Die amerikanische Nacht

»Les films sont plus harmonieux que la vie.« Der große Liebesfilmregisseur François Truffaut erzählt seine große Liebesgeschichte mit dem Kino. In den Studios de la Victorine in Nizza (wo schon »Les enfants du paradis« von Carné und Prévert entstanden ist) wird ein Film gedreht: »Je vous présente Paméla« handelt von einem Mann, der sich in die Frau seines Sohne verliebt, oder von einer Frau, die sich in den Vater ihres Mannes verliebt, oder von einem Mann, dessen Frau sich in seinen Vater verliebt.

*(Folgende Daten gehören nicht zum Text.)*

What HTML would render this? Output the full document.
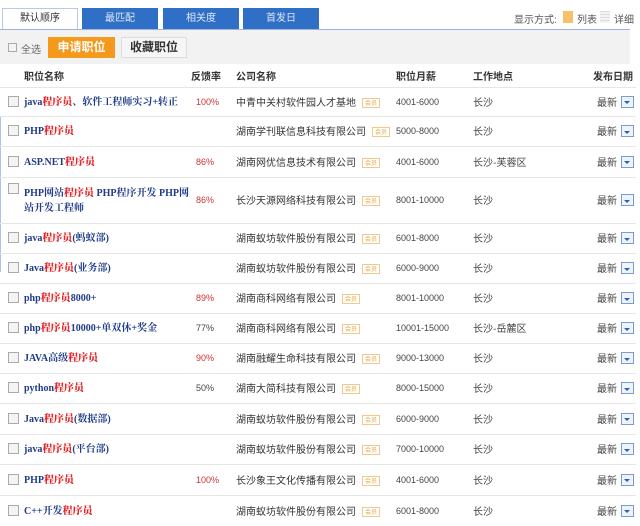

Im Grunde ist die Fabel vollkommen gleichgültig, wichtig ist nur, daß dieser Film (der stellvertretend für alle Filme steht) gedreht wird, wichtig sind die Schauspieler, der alternde Beau und der launische Romantiker, die exaltierte Diva und der zerbrechliche weibliche Star, wichtig ist die Crew, das patente Scriptgirl und der vorlaute Requisiteur, der betriebsame Aufnahmeleiter und der joviale Produzent, nicht zu vergessen der Mann im Mittelpunkt, der Mann, dem ohne Unterlaß Fragen gestellt werden, Fragen, auf die er zumeist eine Antwort weiß, aber nicht immer: der Regisseur. Truffaut selbst spielt die Rolle des metteur en scène, der dazu bestimmt ist, in der Arbeit für das Kino sein eigentliches Lebensglück zu finden. Immer wieder eröffnet »La nuit américaine« Blicke hinter die Kulissen, zeigt den komplexen Herstellungsprozeß, betont geradezu die Künstlichkeit, das »Gemachte« eines Films. Wundersamerweise resultiert daraus keine Desillusion, ganz im Gegenteil: Indem er (natürlich nicht alle) seine Tricks enthüllt, bewahrt Truffaut die verführerische Zauberkraft des Mediums, dem er verfallen ist.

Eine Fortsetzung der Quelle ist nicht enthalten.